Task to carry out:
Locate the lines where "this" occurs and copy them as they stand.
--- Start of Available data ---
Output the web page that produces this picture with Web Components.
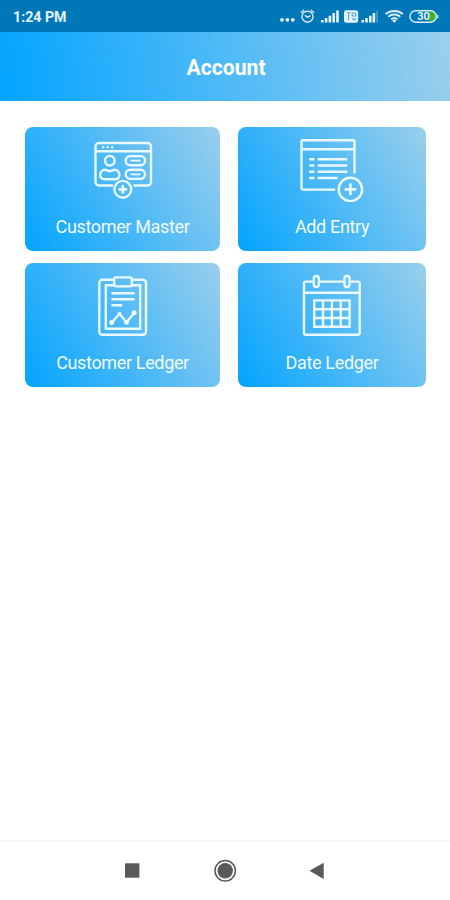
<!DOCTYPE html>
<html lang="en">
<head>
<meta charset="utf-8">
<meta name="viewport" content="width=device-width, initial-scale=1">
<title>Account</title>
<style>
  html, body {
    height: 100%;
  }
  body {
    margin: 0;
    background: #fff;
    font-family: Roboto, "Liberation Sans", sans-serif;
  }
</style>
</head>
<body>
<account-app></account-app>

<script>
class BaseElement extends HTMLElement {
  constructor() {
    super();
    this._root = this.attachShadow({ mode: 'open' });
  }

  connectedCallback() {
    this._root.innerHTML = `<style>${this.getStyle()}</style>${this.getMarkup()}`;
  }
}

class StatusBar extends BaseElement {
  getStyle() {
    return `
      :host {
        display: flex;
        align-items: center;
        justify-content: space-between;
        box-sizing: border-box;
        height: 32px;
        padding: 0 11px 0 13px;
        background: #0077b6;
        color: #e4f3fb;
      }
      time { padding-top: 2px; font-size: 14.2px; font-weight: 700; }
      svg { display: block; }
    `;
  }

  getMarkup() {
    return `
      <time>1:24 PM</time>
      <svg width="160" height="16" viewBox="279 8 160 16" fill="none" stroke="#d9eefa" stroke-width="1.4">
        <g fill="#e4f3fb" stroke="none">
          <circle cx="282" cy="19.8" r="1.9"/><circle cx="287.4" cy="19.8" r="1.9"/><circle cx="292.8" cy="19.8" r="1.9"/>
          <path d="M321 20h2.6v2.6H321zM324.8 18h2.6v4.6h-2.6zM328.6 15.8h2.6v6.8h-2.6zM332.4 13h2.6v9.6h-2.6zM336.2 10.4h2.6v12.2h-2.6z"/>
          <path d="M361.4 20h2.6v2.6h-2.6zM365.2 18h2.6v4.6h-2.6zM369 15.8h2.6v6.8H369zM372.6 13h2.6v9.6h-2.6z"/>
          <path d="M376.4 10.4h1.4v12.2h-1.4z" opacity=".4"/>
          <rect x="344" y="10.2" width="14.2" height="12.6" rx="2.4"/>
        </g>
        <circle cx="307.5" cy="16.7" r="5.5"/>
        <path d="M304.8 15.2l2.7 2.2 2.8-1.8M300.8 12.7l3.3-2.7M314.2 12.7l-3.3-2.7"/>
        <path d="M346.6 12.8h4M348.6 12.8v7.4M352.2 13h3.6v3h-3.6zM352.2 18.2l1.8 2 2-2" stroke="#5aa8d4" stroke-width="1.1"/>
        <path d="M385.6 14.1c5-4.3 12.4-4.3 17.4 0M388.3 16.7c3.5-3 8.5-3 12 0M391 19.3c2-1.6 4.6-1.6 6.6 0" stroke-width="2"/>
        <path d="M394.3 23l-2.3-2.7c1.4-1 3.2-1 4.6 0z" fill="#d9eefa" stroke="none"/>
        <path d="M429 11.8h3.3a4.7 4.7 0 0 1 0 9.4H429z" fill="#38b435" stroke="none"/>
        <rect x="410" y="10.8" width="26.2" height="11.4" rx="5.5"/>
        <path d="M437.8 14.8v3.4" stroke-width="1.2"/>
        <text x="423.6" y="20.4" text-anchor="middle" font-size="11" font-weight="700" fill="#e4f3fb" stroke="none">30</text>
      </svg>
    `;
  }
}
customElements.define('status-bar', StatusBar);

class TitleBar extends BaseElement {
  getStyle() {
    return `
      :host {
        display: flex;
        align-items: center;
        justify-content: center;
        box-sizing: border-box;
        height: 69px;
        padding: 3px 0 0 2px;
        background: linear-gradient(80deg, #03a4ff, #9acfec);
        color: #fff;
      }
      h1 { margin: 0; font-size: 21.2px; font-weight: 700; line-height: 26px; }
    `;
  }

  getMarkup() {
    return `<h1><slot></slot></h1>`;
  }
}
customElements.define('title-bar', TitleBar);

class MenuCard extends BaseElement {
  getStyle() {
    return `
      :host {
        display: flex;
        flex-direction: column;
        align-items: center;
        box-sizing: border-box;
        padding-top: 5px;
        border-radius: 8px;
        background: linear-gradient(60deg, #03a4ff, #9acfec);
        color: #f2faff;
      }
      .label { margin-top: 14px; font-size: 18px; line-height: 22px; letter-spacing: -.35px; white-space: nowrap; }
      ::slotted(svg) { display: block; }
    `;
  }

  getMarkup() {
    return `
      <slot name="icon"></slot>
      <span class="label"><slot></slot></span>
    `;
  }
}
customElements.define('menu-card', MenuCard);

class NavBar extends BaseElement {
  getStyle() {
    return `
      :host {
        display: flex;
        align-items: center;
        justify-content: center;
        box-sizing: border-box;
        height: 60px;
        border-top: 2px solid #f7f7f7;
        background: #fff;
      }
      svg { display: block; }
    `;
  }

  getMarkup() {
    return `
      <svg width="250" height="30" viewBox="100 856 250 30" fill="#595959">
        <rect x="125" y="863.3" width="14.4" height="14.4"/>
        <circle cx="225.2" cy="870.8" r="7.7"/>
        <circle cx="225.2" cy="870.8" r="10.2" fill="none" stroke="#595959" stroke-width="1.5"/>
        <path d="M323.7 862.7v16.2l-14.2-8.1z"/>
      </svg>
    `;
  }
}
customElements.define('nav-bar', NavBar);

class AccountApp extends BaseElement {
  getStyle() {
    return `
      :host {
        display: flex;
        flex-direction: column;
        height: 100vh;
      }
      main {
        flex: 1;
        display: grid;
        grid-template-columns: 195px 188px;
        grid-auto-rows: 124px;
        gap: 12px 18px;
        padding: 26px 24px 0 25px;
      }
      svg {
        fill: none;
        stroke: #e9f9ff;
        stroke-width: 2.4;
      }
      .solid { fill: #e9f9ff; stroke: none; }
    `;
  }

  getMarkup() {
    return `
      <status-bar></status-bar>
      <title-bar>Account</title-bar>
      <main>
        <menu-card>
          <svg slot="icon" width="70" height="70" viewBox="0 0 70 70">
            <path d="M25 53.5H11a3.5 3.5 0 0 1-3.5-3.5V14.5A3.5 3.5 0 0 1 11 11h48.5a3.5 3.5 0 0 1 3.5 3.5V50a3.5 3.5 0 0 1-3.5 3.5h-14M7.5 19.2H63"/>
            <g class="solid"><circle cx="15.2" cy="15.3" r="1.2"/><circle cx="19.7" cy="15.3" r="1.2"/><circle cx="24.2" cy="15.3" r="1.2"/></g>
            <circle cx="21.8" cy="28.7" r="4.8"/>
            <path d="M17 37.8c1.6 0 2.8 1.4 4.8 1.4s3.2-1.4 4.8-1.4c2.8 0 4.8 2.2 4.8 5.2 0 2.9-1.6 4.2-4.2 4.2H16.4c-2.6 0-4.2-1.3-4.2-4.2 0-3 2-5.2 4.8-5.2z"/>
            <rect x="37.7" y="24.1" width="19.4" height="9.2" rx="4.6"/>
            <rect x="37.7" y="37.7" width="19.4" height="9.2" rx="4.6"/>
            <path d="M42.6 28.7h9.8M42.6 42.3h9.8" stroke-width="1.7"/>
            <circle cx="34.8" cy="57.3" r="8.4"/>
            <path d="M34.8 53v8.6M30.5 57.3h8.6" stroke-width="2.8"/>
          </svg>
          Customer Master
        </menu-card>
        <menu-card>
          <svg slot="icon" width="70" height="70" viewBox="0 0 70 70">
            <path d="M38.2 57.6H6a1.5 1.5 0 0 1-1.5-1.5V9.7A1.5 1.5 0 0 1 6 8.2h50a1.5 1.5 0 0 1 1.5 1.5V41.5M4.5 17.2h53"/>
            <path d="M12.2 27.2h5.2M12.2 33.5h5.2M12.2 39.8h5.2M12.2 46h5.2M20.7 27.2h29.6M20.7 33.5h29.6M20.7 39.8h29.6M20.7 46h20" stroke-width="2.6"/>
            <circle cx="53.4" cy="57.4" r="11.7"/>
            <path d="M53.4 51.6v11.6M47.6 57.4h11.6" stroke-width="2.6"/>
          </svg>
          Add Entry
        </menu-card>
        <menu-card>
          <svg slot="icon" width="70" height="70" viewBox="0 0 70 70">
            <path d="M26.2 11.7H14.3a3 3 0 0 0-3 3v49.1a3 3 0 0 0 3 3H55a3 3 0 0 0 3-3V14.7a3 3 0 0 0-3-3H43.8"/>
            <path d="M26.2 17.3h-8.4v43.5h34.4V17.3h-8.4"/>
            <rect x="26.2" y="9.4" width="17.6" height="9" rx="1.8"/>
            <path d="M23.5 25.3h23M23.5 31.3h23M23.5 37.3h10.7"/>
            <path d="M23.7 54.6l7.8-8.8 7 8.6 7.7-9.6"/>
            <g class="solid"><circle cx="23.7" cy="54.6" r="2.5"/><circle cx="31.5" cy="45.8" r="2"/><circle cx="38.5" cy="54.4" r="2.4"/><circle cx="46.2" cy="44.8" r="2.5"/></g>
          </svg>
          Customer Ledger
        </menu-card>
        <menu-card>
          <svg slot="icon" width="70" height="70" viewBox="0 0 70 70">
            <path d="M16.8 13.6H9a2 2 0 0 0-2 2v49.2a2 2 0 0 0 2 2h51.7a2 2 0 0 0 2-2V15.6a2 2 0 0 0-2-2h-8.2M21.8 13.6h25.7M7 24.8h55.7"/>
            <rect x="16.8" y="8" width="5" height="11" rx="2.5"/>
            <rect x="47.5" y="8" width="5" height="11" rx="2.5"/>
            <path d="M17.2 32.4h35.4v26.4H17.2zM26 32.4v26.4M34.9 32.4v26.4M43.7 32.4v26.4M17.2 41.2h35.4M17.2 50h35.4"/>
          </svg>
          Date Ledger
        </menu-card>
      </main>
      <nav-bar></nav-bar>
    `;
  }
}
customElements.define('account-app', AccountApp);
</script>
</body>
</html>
--- End of Available data ---
Exercise solution:
Output the web page that produces this picture with Web Components.
    this._root = this.attachShadow({ mode: 'open' });
    this._root.innerHTML = `<style>${this.getStyle()}</style>${this.getMarkup()}`;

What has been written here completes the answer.